The research group led by Debra Fischer (Dept of Astronomy) and Jessi Cisewski-Kehe (Dept of Statistics & Data Science) at Yale University is working to develop new techniques that can be used to overcome both of these difficulties together. One main focus to achieve such a goal is to use a statistical perspective to simplify the approach of detecting a change in the stellar light’s wavelength. The simpler the model, the easier it is to extend to be (at least partially) immune to certain effects in the star’s atmosphere. A post-doc, Bo Ning and a Ph.D. student, Parker Holzer (both of the Dept. of Statistics & Data Science) are two of the most actively engaged in developing new techniques. Pulling from the toolbox of data science, the techniques in development make use of many classical approaches such as Bayesian analysis, principal components analysis, linear regression, etc. But these many statistical tools are not being used on a free-rent basis. Every statistical model has assumptions made about the data, and the difficulty of how small an Earth-like signal is in the light of a Sun-like star requires that nearly every assumption be validated before being allowed. Otherwise the statistical approach may be too general and unable to pick out the small signal being targeted.

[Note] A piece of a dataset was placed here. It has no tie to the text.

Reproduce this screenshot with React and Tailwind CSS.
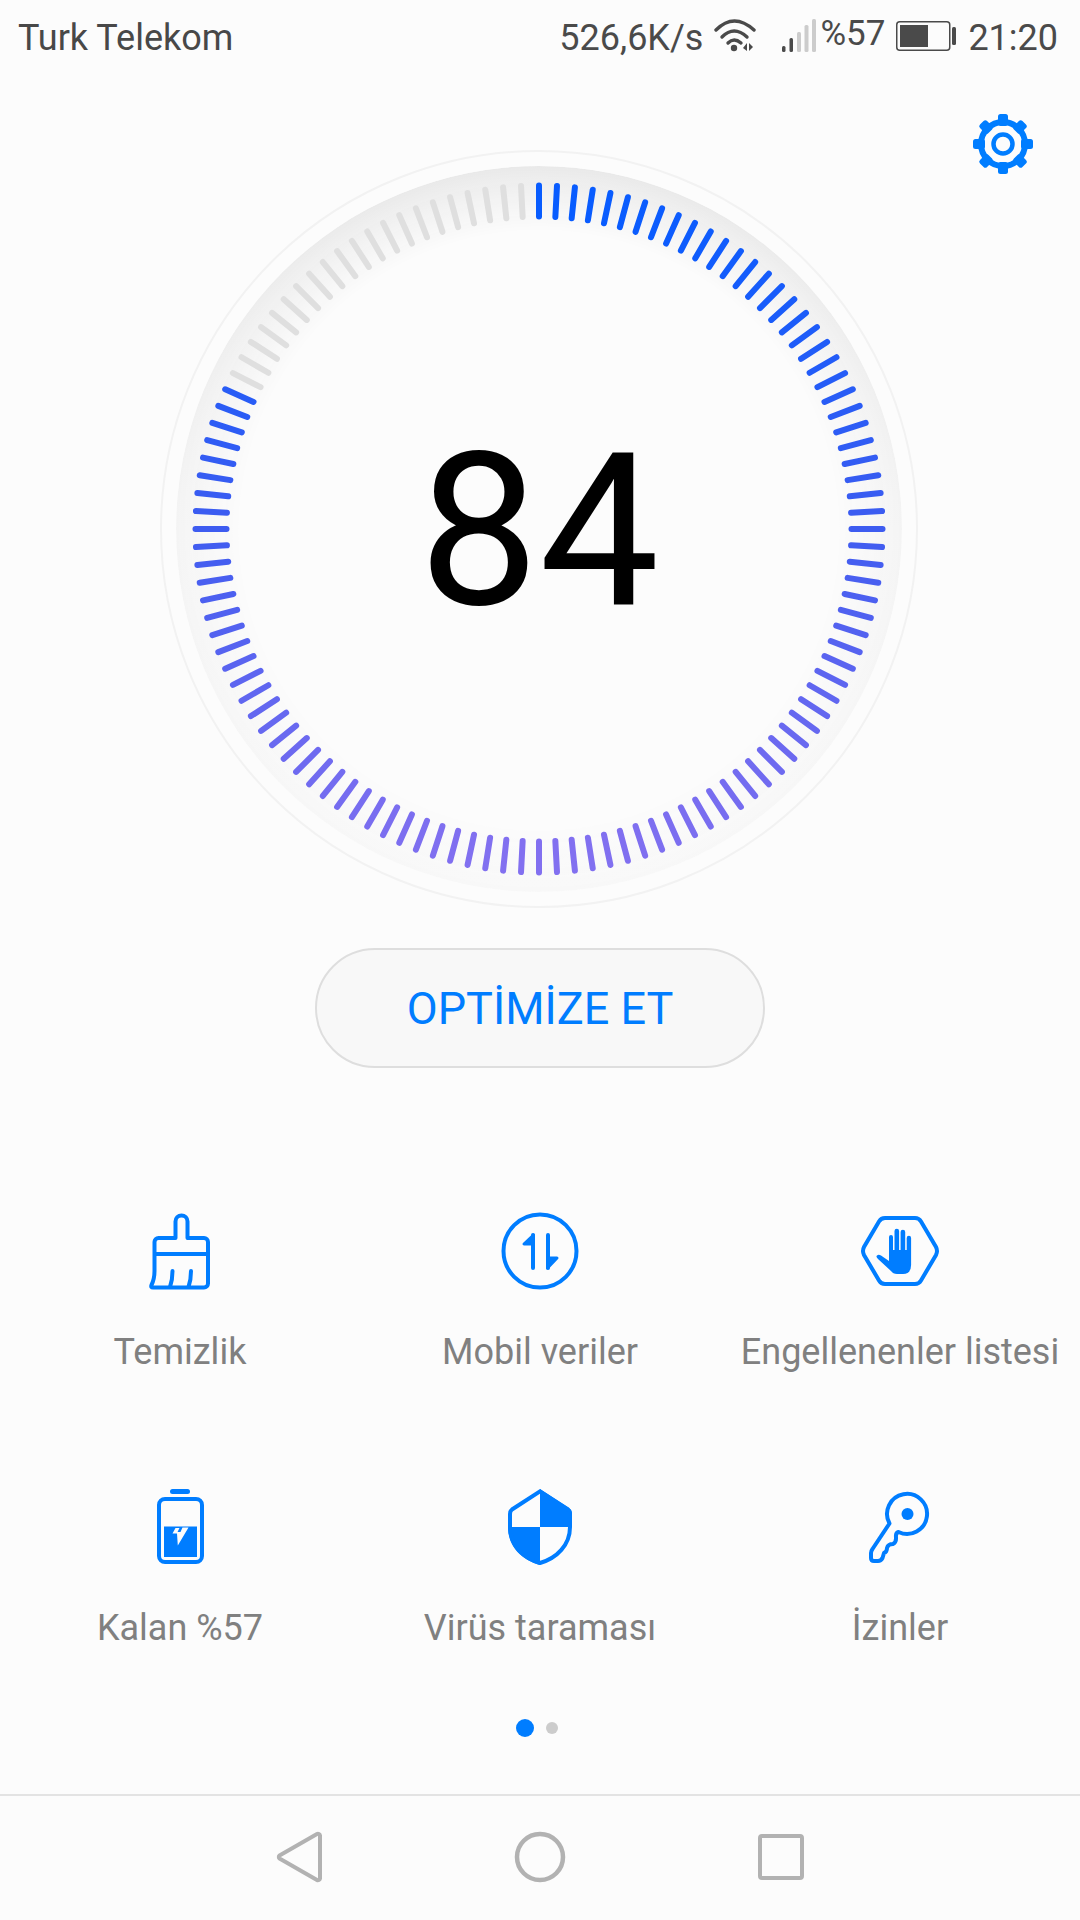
const BLUE = '#007dff';

// vertical colour ramp used by the gauge ticks
const tickColor = (y) => {
  const stops = [
    [0, [8, 92, 255]],
    [0.5, [62, 92, 240]],
    [1, [130, 112, 240]],
  ];
  const t = Math.min(1, Math.max(0, y));
  const [a, b] = t < 0.5 ? [stops[0], stops[1]] : [stops[1], stops[2]];
  const k = (t - a[0]) / (b[0] - a[0]);
  const c = a[1].map((v, i) => Math.round(v + (b[1][i] - v) * k));
  return `rgb(${c[0]},${c[1]},${c[2]})`;
};

function Gauge() {
  const ticks = [];
  for (let i = 0; i < 120; i++) {
    const a = (i * 3 * Math.PI) / 180;
    const s = Math.sin(a);
    const c = Math.cos(a);
    const active = i < 99;
    ticks.push(
      <line
        key={i}
        x1={378 + s * 312.5}
        y1={378 - c * 312.5}
        x2={378 + s * 343.5}
        y2={378 - c * 343.5}
        stroke={active ? tickColor((1 - c) / 2) : '#dfdfdf'}
        strokeWidth="6"
        strokeLinecap="round"
      />
    );
  }
  return (
    <svg width="756" height="756" viewBox="0 0 756 756" className="block overflow-visible">
      <defs>
        <linearGradient id="band" x1="0" y1="0" x2="0" y2="1">
          <stop offset="0" stopColor="#e9e9e9" />
          <stop offset="0.5" stopColor="#f4f4f4" />
          <stop offset="1" stopColor="#f8f8f8" />
        </linearGradient>
        <radialGradient id="fade" gradientUnits="userSpaceOnUse" cx="378" cy="378" r="363">
          <stop offset="0.82" stopColor="#000" />
          <stop offset="1" stopColor="#fff" />
        </radialGradient>
        <mask id="bandMask">
          <circle cx="378" cy="378" r="363" fill="url(#fade)" />
        </mask>
      </defs>
      <circle cx="378" cy="378" r="378" fill="none" stroke="#f2f2f2" strokeWidth="2" />
      <circle cx="378" cy="378" r="363" fill="url(#band)" mask="url(#bandMask)" />
      {ticks}
    </svg>
  );
}

function Gear() {
  const teeth = [];
  for (let i = 0; i < 8; i++) {
    teeth.push(<rect key={i} x="25" y="0" width="10" height="12" rx="2.5" transform={`rotate(${i * 45} 30 30)`} fill={BLUE} />);
  }
  return (
    <svg width="60" height="60" viewBox="0 0 60 60">
      {teeth}
      <circle cx="30" cy="30" r="22" fill="none" stroke={BLUE} strokeWidth="6" />
      <circle cx="30" cy="30" r="9.5" fill="none" stroke={BLUE} strokeWidth="4.5" />
    </svg>
  );
}

function BrushIcon() {
  return (
    <svg width="80" height="90" viewBox="0 0 80 90" fill="none" stroke={BLUE} strokeWidth="4" strokeLinecap="round" strokeLinejoin="round">
      <path d="M35.5 32 V15.5 a5.5 5.5 0 0 1 12 0 V32 H64 a4 4 0 0 1 4 4 V77.5 a4 4 0 0 1 -4 4 H13 q-2.5 0 -1.5 -2.5 q3 -6 3 -14 V36 a4 4 0 0 1 4 -4 Z" />
      <path d="M15 48 H68" />
      <path d="M32.5 65 q0 9 -2.5 16" />
      <path d="M51 65 q0 9 -2.5 16" />
    </svg>
  );
}

function ArrowsIcon() {
  return (
    <svg width="90" height="90" viewBox="0 0 90 90" fill="none">
      <circle cx="45" cy="45" r="36.5" stroke={BLUE} strokeWidth="4" />
      <path d="M38 29 V62 M53 29 V62" stroke={BLUE} strokeWidth="4" strokeLinecap="round" />
      <path d="M38.5 29 L29 38 H38.5 Z M52.5 62 L62 52 H52.5 Z" fill={BLUE} stroke={BLUE} strokeWidth="3" strokeLinejoin="round" />
    </svg>
  );
}

function HandIcon() {
  return (
    <svg width="90" height="90" viewBox="0 0 90 90" fill="none">
      <path d="M30 12 H60 Q64 12 66 15.5 L81 41 Q83 45 81 49 L66 74.5 Q64 78 60 78 H30 Q26 78 24 74.5 L9 49 Q7 45 9 41 L24 15.5 Q26 12 30 12 Z" stroke={BLUE} strokeWidth="4" />
      <path d="M34 31 a2 2 0 0 1 4 0 V44 h1.5 V25 a2.3 2.3 0 0 1 4.6 0 V44 h1.5 V26 a2.3 2.3 0 0 1 4.6 0 V44 h1.5 V32 a2.2 2.2 0 0 1 4.4 0 V59 q0 9 -8 9 H42 q-4 0 -6 -3 L23 53 q-2.5 -2.5 -1 -3.5 q1.5 -1.5 4 0 L34 55 Z" fill={BLUE} />
    </svg>
  );
}

function BatteryIcon() {
  return (
    <svg width="80" height="90" viewBox="0 0 80 90" fill="none">
      <rect x="30" y="7" width="20" height="5" rx="2.5" fill={BLUE} />
      <rect x="19" y="17" width="43" height="63" rx="6" stroke={BLUE} strokeWidth="4" />
      <rect x="24" y="44.5" width="33" height="30.5" fill={BLUE} />
      <path d="M35.5 46 L32.5 51.5 H37 L37.8 63.5 L48.5 45.5 H42.5 L40.5 50 H37.5 L39.5 46 Z" fill="#fcfcfc" />
    </svg>
  );
}

function ShieldIcon() {
  return (
    <svg width="64" height="76" viewBox="0 0 64 76" fill="none">
      <path d="M32 0 L61 19 Q64 21 64 25 V38 H32 Z" fill={BLUE} />
      <path d="M0 38 H32 V76 C14 71 0 58 0 38 Z" fill={BLUE} />
      <path d="M32 2.4 L60 20.5 Q62 22 62 25 V38 C62 56 49 69 32 74 C15 69 2 56 2 38 V25 Q2 22 4 20.5 Z" stroke={BLUE} strokeWidth="4" />
    </svg>
  );
}

function KeyIcon() {
  return (
    <svg width="80" height="90" viewBox="0 0 80 90" fill="none">
      <path d="M29.5 41.5 A20 20 0 1 1 38.5 50 Q35.5 51 36 55 Q36.5 60 33 62 Q28 62 27 66 Q27 70 24 71 L22.5 76 Q21 79 18 79 H14 Q11 79 11 76 V71 Q11 69 12.5 67 Z" stroke={BLUE} strokeWidth="4" strokeLinejoin="round" />
      <circle cx="47.5" cy="32" r="6" fill={BLUE} />
    </svg>
  );
}

function WifiSignal() {
  return (
    <svg width="130" height="50" viewBox="0 0 130 50" fill="none">
      <g stroke="#4a4a4a" strokeWidth="3.4" strokeLinecap="round">
        <path d="M14 20 Q32 2 52 20" />
        <path d="M20 27 Q32 15 45 27" />
        <path d="M26 33 Q32 27 39 33" />
      </g>
      <circle cx="32" cy="38" r="3.2" fill="#4a4a4a" />
      <path d="M41 38 L45 33 V41 Z M47 33 V41 L51 37 Z" fill="#4a4a4a" />
      <rect x="80" y="36" width="3.5" height="6" rx="1.5" fill="#4a4a4a" />
      <rect x="87.5" y="28" width="3.5" height="14" rx="1.5" fill="#4a4a4a" />
      <rect x="95" y="22" width="4" height="20" rx="1.5" fill="#cccccc" />
      <rect x="102.5" y="15" width="4" height="27" rx="1.5" fill="#cccccc" />
      <rect x="110" y="9" width="4" height="33" rx="1.5" fill="#cccccc" />
    </svg>
  );
}

function BatteryStatus() {
  return (
    <svg width="60" height="30" viewBox="0 0 60 30" fill="none">
      <rect x="0.75" y="0.75" width="53" height="28.5" rx="3" stroke="#4a4a4a" strokeWidth="1.5" />
      <rect x="4" y="4" width="28" height="22" fill="#4a4a4a" />
      <rect x="56" y="6" width="4" height="18" rx="1.5" fill="#4a4a4a" />
    </svg>
  );
}

const shortcuts = [
  { label: 'Temizlik', icon: <BrushIcon /> },
  { label: 'Mobil veriler', icon: <ArrowsIcon /> },
  { label: 'Engellenenler listesi', icon: <HandIcon /> },
  { label: 'Kalan %57', icon: <BatteryIcon /> },
  { label: 'Virüs taraması', icon: <ShieldIcon /> },
  { label: 'İzinler', icon: <KeyIcon /> },
];

export default function App() {
  return (
    <div className="relative flex flex-col w-[1080px] h-[1920px] bg-[#fcfcfc] font-['Roboto',sans-serif] overflow-hidden">
      {/* status bar */}
      <div className="flex items-center h-[72px] pl-[18px] text-[#4a4a4a] text-[36px] leading-none whitespace-nowrap">
        <span className="pt-[4px] text-[#484848]">Turk Telekom</span>
        <span className="ml-[326px] pt-[4px]">526,6K/s</span>
        <span className="ml-[-1px] mt-[-2px]"><WifiSignal /></span>
        <span className="ml-[-12px] mt-[-5px] text-[35px]">%57</span>
        <span className="ml-[11px] mt-[-1px]"><BatteryStatus /></span>
        <span className="ml-[12px] pt-[4px]">21:20</span>
      </div>

      <div className="absolute left-[973px] top-[114px]"><Gear /></div>

      {/* score */}
      <div className="relative w-[756px] ml-[161px] mt-[79px]">
        <Gauge />
        <div className="absolute inset-0 flex items-center justify-center text-black text-[214px] leading-none pt-[4px]">84</div>
      </div>

      <button className="self-center mt-[41px] w-[450px] h-[120px] rounded-full border-2 border-[#dedede] bg-[#f8f8f8] text-[#007dff] text-[45px] pt-[2px]">
        OPTİMİZE ET
      </button>

      {/* shortcut grid */}
      <div className="grid grid-cols-3 mt-[138px]">
        {shortcuts.map((s) => (
          <div key={s.label} className="flex flex-col items-center h-[276px]">
            <div className="flex items-center justify-center h-[90px]">{s.icon}</div>
            <div className="mt-[36px] text-[36px] leading-[40px] text-[#808080] whitespace-nowrap">{s.label}</div>
          </div>
        ))}
      </div>

      {/* pager */}
      <div className="absolute left-0 right-0 top-[1719px] flex items-center justify-center gap-[12px] h-[18px] pr-[6px]">
        <span className="w-[18px] h-[18px] rounded-full bg-[#007dff]" />
        <span className="w-[12px] h-[12px] rounded-full bg-[#cccccc]" />
      </div>

      {/* nav bar */}
      <div className="absolute left-0 right-0 bottom-0 h-[126px] border-t-2 border-[#e3e3e3] flex items-center justify-center gap-[192px] pb-[2px]">
        <svg width="46" height="52" viewBox="0 0 46 52" fill="none">
          <path d="M41 3 a2 2 0 0 1 3 1.5 V47.5 a2 2 0 0 1 -3 1.5 L3.5 27.5 a2 2 0 0 1 0 -3 Z" stroke="#b2b2b2" strokeWidth="4" strokeLinejoin="round" />
        </svg>
        <svg width="52" height="52" viewBox="0 0 52 52" fill="none">
          <circle cx="26" cy="26" r="23" stroke="#b2b2b2" strokeWidth="4.5" />
        </svg>
        <svg width="46" height="46" viewBox="0 0 46 46" fill="none">
          <rect x="2" y="2" width="42" height="42" rx="2" stroke="#b2b2b2" strokeWidth="4" />
        </svg>
      </div>
    </div>
  );
}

With the constant stream of high-fidelity data collected by the Yale astronomy team, and continual refinement of statistical techniques in the Data Science team, the likelihood of achieving the end goal is gradually increasing. Step one is to build a simplified approach of finding a periodic Doppler-shift in the light from a star. Another step is to develop a technique to accurately detect when activity in a star’s atmosphere may be influencing the derived motion of the star. And the final step is to unite these two first steps to detect Earth-like exoplanets orbiting Sun-like stars in a way that is (at least partially) immune to effects in the star’s atmosphere. The search for exoplanets continues and the team at Yale is gradually making headway.